Pakistani politician

Maulana Hidayat Rahman Baloch is a Pakistani politician and social activist from Gwadar from Balochistan. He is currently serving as the president of Jamaat-e-Islami Balochistan chapter. Baloch is also known for the Gwadar protest and for his leadership in the Haq Do Tehreek (HDT), a movement advocating for the rights of the people of Gwadar. He was elected to the Provincial Assembly of Balochistan from the Gwadar constituency in 2024.

==Early life==
Hidayat ur Rehman Baloch was born and grew up in Surbandan, a small coastal town in Gwadar District.

==Career==
In the 2024 election, Maulana Hidayat-ur-Rehman contested the Provincial Assembly of Balochistan seat PB-24 Gwadar. He won the election by securing 20,925 votes.

===Leadership in Haq Do Tehreek (HDT)===

As the head of Gwadar Rights Movement (GRM), also known as Haq Do Tehreek (HDT), Rehman has been vocal about important issues affecting the people of Gwadar. HDT is a protest against illegal fishing, trawling and unnecessary check posts. The movement's demands include a reduction in the number of check posts, facilitation of cross-border trade and a complete end to deep-sea fish trawling in the sea off Gwadar.

==Arrest and charges==
Maulana Hidayat-ur-Rehman was arrested outside a court in Gwadar on 13 January 2023. He was charged with the murder of a police constable Yasir, who was killed during the protest. Police alleged that Rehman incited people to throw stones at government vehicles in protest. Later, the anti-terrorism court handed him over to the crime branch police on a three-day physical remand.

The Supreme Court of Pakistan ordered the release of Maulana Hidayatur Rehman on 18 May 2023. He was released on bail on two sureties of Rs 0.3 million.

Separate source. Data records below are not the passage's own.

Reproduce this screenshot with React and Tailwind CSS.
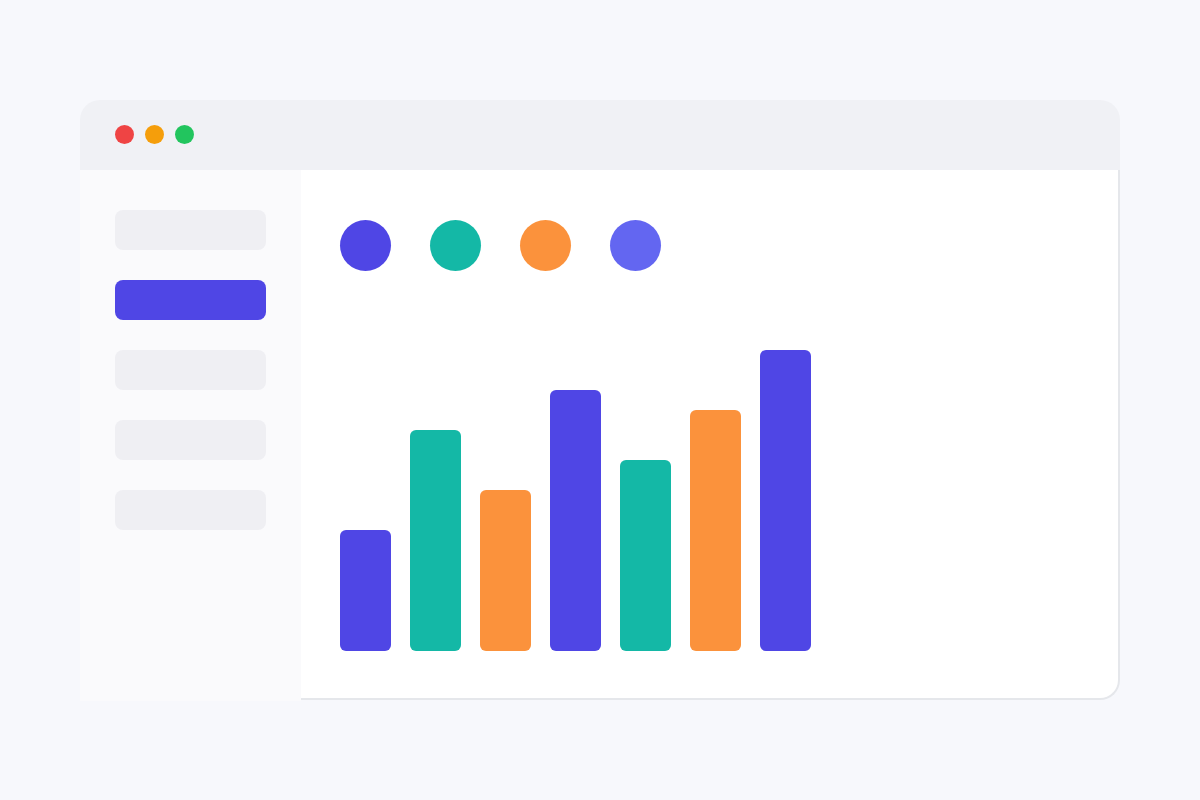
import React from 'react';

const bars = [
  { h: 'h-[121px]', c: 'bg-[#4f46e5]' },
  { h: 'h-[221px]', c: 'bg-[#14b8a6]' },
  { h: 'h-[161px]', c: 'bg-[#fb923c]' },
  { h: 'h-[261px]', c: 'bg-[#4f46e5]' },
  { h: 'h-[191px]', c: 'bg-[#14b8a6]' },
  { h: 'h-[241px]', c: 'bg-[#fb923c]' },
  { h: 'h-[301px]', c: 'bg-[#4f46e5]' },
];

const App = () => {
  return (
    <div className="w-[1200px] h-[800px] bg-[#f7f8fc] pt-[100px] pl-[80px]">
      <div className="w-[1040px] flex flex-col">
        {/* title bar */}
        <div className="shrink-0 h-[70px] bg-[#f0f1f5] rounded-t-[20px] flex items-start gap-[11px] pt-[25px] px-[35px]">
          <div className="w-[19px] h-[19px] rounded-full bg-[#ef4444]" />
          <div className="w-[19px] h-[19px] rounded-full bg-[#f59e0b]" />
          <div className="w-[19px] h-[19px] rounded-full bg-[#22c55e]" />
        </div>

        <div className="flex items-start">
          {/* sidebar */}
          <div className="w-[221px] h-[531px] bg-[#fafafc] pt-[40px] pl-[35px] flex flex-col gap-[30px]">
            <div className="w-[151px] h-[40px] rounded-[8px] bg-[#efeff3]" />
            <div className="w-[151px] h-[40px] rounded-[8px] bg-[#4f46e5]" />
            <div className="w-[151px] h-[40px] rounded-[8px] bg-[#efeff3]" />
            <div className="w-[151px] h-[40px] rounded-[8px] bg-[#efeff3]" />
            <div className="w-[151px] h-[40px] rounded-[8px] bg-[#efeff3]" />
          </div>

          {/* main */}
          <div className="flex-1 h-[530px] bg-white border-r-2 border-b-2 border-[#e5e7eb] rounded-br-[20px] pt-[50px] pl-[39px]">
            <div className="flex gap-[39px]">
              <div className="w-[51px] h-[51px] rounded-full bg-[#4f46e5]" />
              <div className="w-[51px] h-[51px] rounded-full bg-[#14b8a6]" />
              <div className="w-[51px] h-[51px] rounded-full bg-[#fb923c]" />
              <div className="w-[51px] h-[51px] rounded-full bg-[#6366f1]" />
            </div>
            <div className="mt-[79px] h-[301px] flex items-end gap-[19px]">
              {bars.map((b, i) => (
                <div key={i} className={`w-[51px] rounded-[6px] ${b.h} ${b.c}`} />
              ))}
            </div>
          </div>
        </div>
      </div>
    </div>
  );
};

export default App;
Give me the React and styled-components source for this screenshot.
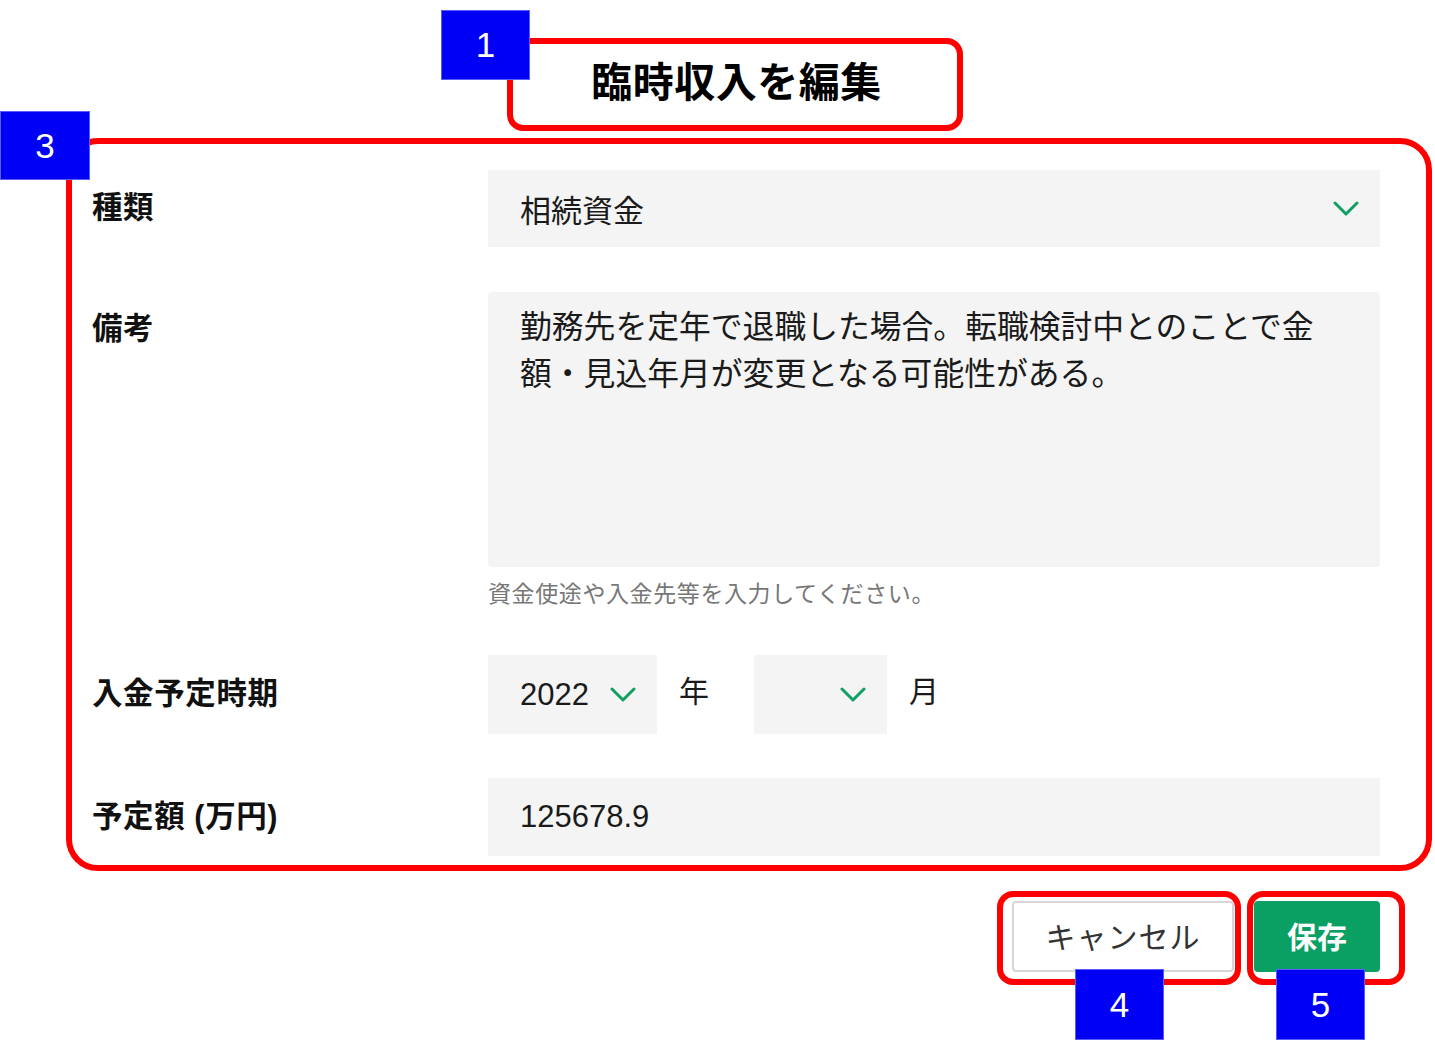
import React from 'react'
import styled, { createGlobalStyle } from 'styled-components'

const GlobalStyle = createGlobalStyle`
    body {
        margin:0;
        background:#fff;
        font-family:"Liberation Sans", "Noto Sans CJK JP", sans-serif;
        color:#111;
    }
`

function Chevron() {
    return (
        <svg width="26" height="16" viewBox="0 0 26 16">
            <polyline points="2,2 13,13 24,2" fill="none" stroke="#10a062" strokeWidth="3" strokeLinecap="round" strokeLinejoin="round" />
        </svg>
    )
}

const marks = [
    { n: 1, box: [507, 38, 456, 93, 16], tag: [441, 10, 89, 70] },
    { n: 3, box: [66, 138, 1366, 733, 32], tag: [0, 111, 90, 69] },
    { n: 4, box: [997, 891, 244, 94, 16], tag: [1075, 969, 89, 71] },
    { n: 5, box: [1247, 891, 158, 94, 16], tag: [1276, 969, 89, 71] },
]

function App() {
    return (
        <Page>
            <GlobalStyle />
            <Header>
                <Title>臨時収入を編集</Title>
            </Header>

            <Row>
                <Label $mt="-3px">種類</Label>
                <Select $w="892px">
                    <Value>相続資金</Value>
                    <Chevron />
                </Select>
            </Row>

            <Row $top $gap="45px">
                <Label $pad="13px">備考</Label>
                <div>
                    <Memo>勤務先を定年で退職した場合。転職検討中とのことで金額・見込年月が変更となる可能性がある。</Memo>
                    <Hint>資金使途や入金先等を入力してください。</Hint>
                </div>
            </Row>

            <Row $gap="47px">
                <Label $mt="-3px">入金予定時期</Label>
                <DateGroup>
                    <Select $w="169px" $h="79px">
                        <Value>2022</Value>
                        <Chevron />
                    </Select>
                    <Unit>年</Unit>
                    <Select $w="133px" $h="79px" $ml="45px">
                        <Value></Value>
                        <Chevron />
                    </Select>
                    <Unit>月</Unit>
                </DateGroup>
            </Row>

            <Row $gap="44px">
                <Label $mt="-2px">予定額 (万円)</Label>
                <Input>125678.9</Input>
            </Row>

            <Buttons>
                <CancelButton>キャンセル</CancelButton>
                <SaveButton>保存</SaveButton>
            </Buttons>

            {marks.map(m => (
                <React.Fragment key={m.n}>
                    <RedBox style={{ left: m.box[0], top: m.box[1], width: m.box[2], height: m.box[3], borderRadius: m.box[4] }} />
                    <Tag style={{ left: m.tag[0], top: m.tag[1], width: m.tag[2], height: m.tag[3] }}>{m.n}</Tag>
                </React.Fragment>
            ))}
        </Page>
    )
}

export default App

const Page = styled.div`
    position:relative;
    width:1435px;
    height:1040px;
    overflow:hidden;
    background:#fff;
`

const Header = styled.div`
    height:170px;
    box-sizing:border-box;
    padding-top:59px;
    display:flex;
    justify-content:center;
    padding-left:38px;
`

const Title = styled.h1`
    margin:0;
    font-size:41px;
    line-height:48px;
    font-weight:700;
    color:#000;
    letter-spacing:0.5px;
`

const Row = styled.div`
    display:flex;
    align-items:${p => p.$top ? 'flex-start' : 'center'};
    margin-top:${p => p.$gap || '0'};
    padding-left:92px;
`

const Label = styled.div`
    width:396px;
    flex:none;
    font-size:30.5px;
    line-height:47px;
    font-weight:700;
    color:#111;
    letter-spacing:0.6px;
    padding-top:${p => p.$pad || '0'};
    margin-top:${p => p.$mt || '0'};
`

const Select = styled.div`
    width:${p => p.$w};
    height:${p => p.$h || '77px'};
    margin-left:${p => p.$ml || '0'};
    box-sizing:border-box;
    background:#f4f4f4;
    display:flex;
    align-items:center;
    justify-content:space-between;
    padding:0 21px 0 32px;
    flex:none;
`

const Value = styled.span`
    font-size:31px;
    color:#1a1a1a;
`

const Memo = styled.div`
    width:892px;
    height:275px;
    box-sizing:border-box;
    background:#f4f4f4;
    border-radius:4px;
    padding:12px 44px 0 32px;
    font-size:31.8px;
    line-height:47px;
    color:#1a1a1a;
`

const Hint = styled.div`
    margin-top:13px;
    font-size:23px;
    line-height:28px;
    color:#777;
    letter-spacing:0.6px;
`

const DateGroup = styled.div`
    display:flex;
    align-items:center;
`

const Unit = styled.span`
    font-size:30px;
    line-height:30px;
    color:#1a1a1a;
    margin-left:22px;
    margin-top:-6px;
`

const Input = styled.div`
    width:892px;
    height:78px;
    box-sizing:border-box;
    background:#f4f4f4;
    display:flex;
    align-items:center;
    padding-left:32px;
    font-size:31px;
    color:#1a1a1a;
`

const Buttons = styled.div`
    display:flex;
    justify-content:flex-end;
    gap:20px;
    margin-top:45px;
    padding-right:55px;
`

const CancelButton = styled.button`
    width:222px;
    height:71px;
    background:#fff;
    border:2px solid #d6d6d6;
    border-radius:4px;
    font-family:"Noto Sans CJK JP", sans-serif;
    font-size:30px;
    color:#333;
    letter-spacing:1px;
    padding:0 0 4px;
`

const SaveButton = styled.button`
    width:126px;
    height:71px;
    background:#0a9f63;
    border:none;
    border-radius:4px;
    font-family:"Noto Sans CJK JP", sans-serif;
    font-size:30px;
    font-weight:700;
    color:#fff;
    padding:0 0 4px;
`

const RedBox = styled.div`
    position:absolute;
    box-sizing:border-box;
    border:6px solid #ff0000;
    pointer-events:none;
`

const Tag = styled.div`
    position:absolute;
    box-sizing:border-box;
    background:#0000f5;
    border:1px solid #5a5aff;
    color:#fff;
    font-family:"Liberation Sans", sans-serif;
    font-size:35px;
    display:flex;
    align-items:center;
    justify-content:center;
`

==Advocacy for the Baloch people==
Maulana Hidayatur Rehman has held the Sardars (chiefs) of Balochistan and their guardians are equally responsible for the deprivations of the people of the province. They are demanding education, clean drinking water and health facilities for the local people of Gwadar. He has also expressed concern over corruption and unfair distribution of resources in the province.